Não confio em palavras
Essas palavras nasceram faz muito tempo. Foram
gestadas em úteros pictográficos. Placentas desenhadas de ideias. Bolsas que
certo dia estouraram em letras capazes de dizê-las de outra maneira.
Não confio em palavras. Melhor dizer que não confio
em letras. Pois as letras são misteriosas. Não envelhecem. São as únicas coisas
imunes ao tempo. Letra não se risca de rugas. Nem se agrisalha em nada.
Fosse a inquisição mais eficiente; a idade média
mais bem fincada à terra. E essas letras teriam sido todas queimadas vivas.

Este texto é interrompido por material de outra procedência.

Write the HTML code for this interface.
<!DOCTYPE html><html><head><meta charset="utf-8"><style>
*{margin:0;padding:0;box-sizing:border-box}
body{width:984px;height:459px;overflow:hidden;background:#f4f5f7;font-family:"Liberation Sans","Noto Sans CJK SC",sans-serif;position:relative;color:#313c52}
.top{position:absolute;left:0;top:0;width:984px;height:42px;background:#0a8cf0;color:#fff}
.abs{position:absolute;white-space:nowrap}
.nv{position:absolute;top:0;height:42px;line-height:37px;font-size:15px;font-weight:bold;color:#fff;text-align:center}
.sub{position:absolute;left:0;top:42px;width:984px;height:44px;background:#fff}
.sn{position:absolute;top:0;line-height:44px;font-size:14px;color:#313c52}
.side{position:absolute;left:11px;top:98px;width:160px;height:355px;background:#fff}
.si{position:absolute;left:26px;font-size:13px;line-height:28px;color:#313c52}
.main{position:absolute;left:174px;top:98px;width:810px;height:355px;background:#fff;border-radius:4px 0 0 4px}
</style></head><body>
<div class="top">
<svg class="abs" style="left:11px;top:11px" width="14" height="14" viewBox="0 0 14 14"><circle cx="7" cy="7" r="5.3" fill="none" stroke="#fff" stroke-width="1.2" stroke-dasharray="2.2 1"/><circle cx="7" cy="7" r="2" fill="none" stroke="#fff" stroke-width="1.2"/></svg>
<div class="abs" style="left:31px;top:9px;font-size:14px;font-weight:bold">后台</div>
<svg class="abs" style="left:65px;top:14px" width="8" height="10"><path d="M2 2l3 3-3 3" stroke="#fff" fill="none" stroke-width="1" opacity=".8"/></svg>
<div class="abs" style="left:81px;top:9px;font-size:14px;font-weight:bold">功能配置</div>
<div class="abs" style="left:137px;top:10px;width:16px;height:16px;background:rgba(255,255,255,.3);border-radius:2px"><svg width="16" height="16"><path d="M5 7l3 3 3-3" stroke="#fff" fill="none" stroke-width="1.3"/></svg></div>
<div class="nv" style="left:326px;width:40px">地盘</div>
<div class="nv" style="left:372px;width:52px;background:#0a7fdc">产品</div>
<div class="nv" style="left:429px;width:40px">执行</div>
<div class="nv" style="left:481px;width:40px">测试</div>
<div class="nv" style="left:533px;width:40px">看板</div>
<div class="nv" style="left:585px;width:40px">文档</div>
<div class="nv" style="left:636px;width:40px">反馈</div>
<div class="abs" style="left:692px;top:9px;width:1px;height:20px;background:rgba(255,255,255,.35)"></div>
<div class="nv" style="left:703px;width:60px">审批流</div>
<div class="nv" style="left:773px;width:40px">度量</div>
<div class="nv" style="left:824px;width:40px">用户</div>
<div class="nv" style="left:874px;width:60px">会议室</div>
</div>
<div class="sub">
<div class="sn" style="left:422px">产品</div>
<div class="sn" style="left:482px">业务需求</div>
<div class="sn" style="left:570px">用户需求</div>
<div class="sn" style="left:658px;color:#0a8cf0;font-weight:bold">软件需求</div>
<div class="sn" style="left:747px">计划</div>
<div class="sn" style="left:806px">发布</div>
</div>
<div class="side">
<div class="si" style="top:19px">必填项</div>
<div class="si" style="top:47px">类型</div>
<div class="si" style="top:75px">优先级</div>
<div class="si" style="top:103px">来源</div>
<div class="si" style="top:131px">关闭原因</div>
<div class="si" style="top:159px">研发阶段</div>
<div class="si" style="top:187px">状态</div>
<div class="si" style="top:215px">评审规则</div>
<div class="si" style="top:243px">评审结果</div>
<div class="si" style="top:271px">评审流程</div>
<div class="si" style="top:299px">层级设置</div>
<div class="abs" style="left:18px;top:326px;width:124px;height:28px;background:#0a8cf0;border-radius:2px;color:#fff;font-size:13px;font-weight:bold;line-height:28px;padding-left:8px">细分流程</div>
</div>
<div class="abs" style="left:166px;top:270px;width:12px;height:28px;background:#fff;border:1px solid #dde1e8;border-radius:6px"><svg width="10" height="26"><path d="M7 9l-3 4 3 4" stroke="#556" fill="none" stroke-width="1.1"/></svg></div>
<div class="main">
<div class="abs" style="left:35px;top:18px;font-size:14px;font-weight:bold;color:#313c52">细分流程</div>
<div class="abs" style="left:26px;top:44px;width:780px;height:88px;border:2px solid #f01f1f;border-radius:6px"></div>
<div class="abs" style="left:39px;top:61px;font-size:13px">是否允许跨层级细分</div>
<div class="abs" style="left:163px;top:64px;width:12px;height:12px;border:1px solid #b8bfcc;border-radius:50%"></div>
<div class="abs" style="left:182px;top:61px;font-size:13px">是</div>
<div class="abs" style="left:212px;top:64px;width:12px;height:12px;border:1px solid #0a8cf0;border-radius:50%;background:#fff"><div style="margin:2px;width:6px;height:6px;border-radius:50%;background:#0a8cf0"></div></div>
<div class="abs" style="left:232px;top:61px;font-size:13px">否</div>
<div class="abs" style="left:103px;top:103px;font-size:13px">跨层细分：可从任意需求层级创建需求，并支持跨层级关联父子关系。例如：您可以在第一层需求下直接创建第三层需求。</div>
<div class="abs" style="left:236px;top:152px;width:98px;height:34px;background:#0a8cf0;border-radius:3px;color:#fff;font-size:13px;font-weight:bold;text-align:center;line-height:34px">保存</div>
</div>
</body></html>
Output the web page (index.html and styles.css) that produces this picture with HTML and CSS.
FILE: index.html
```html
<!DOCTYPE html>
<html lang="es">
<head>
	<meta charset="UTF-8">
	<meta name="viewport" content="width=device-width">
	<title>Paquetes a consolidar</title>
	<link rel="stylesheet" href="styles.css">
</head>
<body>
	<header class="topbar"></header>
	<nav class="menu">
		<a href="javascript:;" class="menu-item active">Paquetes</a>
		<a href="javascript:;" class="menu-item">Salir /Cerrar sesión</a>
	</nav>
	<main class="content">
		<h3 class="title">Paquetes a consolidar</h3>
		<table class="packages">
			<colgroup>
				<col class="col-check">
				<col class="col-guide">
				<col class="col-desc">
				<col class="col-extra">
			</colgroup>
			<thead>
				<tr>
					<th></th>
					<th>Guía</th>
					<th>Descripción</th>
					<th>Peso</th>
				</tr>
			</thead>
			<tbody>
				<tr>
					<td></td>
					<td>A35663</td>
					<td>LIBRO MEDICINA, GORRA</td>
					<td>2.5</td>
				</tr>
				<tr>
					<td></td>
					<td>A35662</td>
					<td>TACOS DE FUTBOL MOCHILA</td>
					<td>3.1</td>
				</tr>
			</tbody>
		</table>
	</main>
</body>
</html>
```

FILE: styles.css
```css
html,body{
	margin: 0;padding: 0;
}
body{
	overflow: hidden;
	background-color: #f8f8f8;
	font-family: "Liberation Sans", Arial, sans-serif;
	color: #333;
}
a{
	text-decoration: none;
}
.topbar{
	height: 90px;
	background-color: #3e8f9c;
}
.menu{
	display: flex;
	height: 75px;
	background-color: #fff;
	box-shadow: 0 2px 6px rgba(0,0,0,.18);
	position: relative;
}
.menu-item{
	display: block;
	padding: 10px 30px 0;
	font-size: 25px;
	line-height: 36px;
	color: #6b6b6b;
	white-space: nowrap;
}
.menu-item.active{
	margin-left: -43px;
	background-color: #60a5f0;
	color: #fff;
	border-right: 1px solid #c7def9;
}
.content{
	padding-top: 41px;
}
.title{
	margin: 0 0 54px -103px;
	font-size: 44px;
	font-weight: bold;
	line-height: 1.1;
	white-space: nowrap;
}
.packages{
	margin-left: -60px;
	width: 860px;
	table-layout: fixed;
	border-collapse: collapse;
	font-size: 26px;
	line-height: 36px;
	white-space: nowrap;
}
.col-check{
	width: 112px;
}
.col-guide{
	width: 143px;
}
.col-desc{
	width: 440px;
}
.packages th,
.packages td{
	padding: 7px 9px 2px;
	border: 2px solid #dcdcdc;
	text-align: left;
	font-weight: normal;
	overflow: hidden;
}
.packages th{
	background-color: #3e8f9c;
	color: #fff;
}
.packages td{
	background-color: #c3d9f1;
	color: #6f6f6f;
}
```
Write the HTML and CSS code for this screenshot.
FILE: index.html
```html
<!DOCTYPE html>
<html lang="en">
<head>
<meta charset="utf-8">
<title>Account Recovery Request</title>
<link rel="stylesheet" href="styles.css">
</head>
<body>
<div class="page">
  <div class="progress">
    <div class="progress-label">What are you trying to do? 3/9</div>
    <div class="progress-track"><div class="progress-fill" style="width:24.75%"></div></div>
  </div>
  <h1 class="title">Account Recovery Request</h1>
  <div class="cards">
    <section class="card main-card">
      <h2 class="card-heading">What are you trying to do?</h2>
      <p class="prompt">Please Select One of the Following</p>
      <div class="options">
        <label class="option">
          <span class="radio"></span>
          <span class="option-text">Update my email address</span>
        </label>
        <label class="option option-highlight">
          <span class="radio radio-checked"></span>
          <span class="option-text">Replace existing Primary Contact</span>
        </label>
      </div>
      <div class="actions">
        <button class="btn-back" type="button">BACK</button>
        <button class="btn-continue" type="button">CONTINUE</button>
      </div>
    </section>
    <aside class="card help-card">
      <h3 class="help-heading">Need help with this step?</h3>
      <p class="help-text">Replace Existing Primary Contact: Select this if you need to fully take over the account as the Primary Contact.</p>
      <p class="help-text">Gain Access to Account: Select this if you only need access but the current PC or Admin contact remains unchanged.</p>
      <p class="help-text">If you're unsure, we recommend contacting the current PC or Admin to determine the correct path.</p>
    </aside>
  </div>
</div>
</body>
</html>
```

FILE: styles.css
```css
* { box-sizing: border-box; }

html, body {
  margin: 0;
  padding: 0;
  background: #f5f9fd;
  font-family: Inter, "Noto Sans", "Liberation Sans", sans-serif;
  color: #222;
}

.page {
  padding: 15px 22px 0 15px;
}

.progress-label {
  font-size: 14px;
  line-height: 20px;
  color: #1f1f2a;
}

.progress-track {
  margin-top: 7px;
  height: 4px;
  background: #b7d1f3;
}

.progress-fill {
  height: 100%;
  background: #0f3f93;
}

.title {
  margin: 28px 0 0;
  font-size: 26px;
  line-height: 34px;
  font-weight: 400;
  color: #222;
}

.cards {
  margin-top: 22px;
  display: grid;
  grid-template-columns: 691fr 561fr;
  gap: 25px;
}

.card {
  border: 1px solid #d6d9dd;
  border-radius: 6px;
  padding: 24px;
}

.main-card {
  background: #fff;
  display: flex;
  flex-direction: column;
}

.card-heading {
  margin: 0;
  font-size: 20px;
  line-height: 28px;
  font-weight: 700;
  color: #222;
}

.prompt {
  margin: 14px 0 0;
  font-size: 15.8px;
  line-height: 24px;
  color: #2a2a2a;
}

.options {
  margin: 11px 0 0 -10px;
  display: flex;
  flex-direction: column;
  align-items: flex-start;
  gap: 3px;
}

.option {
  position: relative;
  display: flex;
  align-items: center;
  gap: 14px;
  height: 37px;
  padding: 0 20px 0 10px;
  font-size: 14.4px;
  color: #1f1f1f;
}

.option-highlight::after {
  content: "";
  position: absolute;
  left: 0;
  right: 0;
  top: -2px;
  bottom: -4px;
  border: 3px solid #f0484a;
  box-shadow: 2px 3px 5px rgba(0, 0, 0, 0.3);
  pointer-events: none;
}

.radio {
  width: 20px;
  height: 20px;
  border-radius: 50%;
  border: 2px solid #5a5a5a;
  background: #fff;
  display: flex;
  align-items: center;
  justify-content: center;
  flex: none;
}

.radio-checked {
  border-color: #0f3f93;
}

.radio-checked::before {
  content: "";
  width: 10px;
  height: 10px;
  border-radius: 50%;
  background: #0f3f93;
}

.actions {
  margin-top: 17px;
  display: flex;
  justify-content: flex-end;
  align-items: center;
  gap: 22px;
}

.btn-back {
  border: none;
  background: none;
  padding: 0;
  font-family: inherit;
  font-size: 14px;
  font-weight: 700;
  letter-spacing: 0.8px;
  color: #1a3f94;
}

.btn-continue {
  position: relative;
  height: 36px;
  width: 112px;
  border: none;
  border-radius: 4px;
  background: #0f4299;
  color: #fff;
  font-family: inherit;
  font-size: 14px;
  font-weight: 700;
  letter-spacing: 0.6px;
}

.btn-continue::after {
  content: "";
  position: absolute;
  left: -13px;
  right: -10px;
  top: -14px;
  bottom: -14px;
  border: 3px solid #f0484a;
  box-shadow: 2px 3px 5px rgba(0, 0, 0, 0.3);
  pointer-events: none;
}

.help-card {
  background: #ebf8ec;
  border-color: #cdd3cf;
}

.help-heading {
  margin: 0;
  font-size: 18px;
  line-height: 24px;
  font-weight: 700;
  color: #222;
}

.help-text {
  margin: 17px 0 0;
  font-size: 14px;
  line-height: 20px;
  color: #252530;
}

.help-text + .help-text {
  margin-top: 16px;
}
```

O alfabeto é um tangran enlouquecedor. Vira barcos,
pássaros, armas, flores, peixes. As letras tomam a forma do sentido. São como
periscópios; através de seus jogos de espelhos alcançamos o que parece ser. Por
que quem vai até lá dentro das coisas são as letras em palavras não a gente em
si mesmo.
São esnobes essas letras. Dão as costas para o
espelho mágico. E eu morro de medo. Sozinho perguntando se há alguém mais
bonito do que eu. Fico como bruxo. Misturo asa de A, perna de M, pingo de I, pelo
de V e olho de O. Meu dia inteiro é mexê-los num caldeirão.
E não adiantam receitas. Pois amanhã, ou a outros
olhos, as palavras darão sentidos diversos. Não adianta. Não confio em
palavras. Melhor dizer que não confio em letras.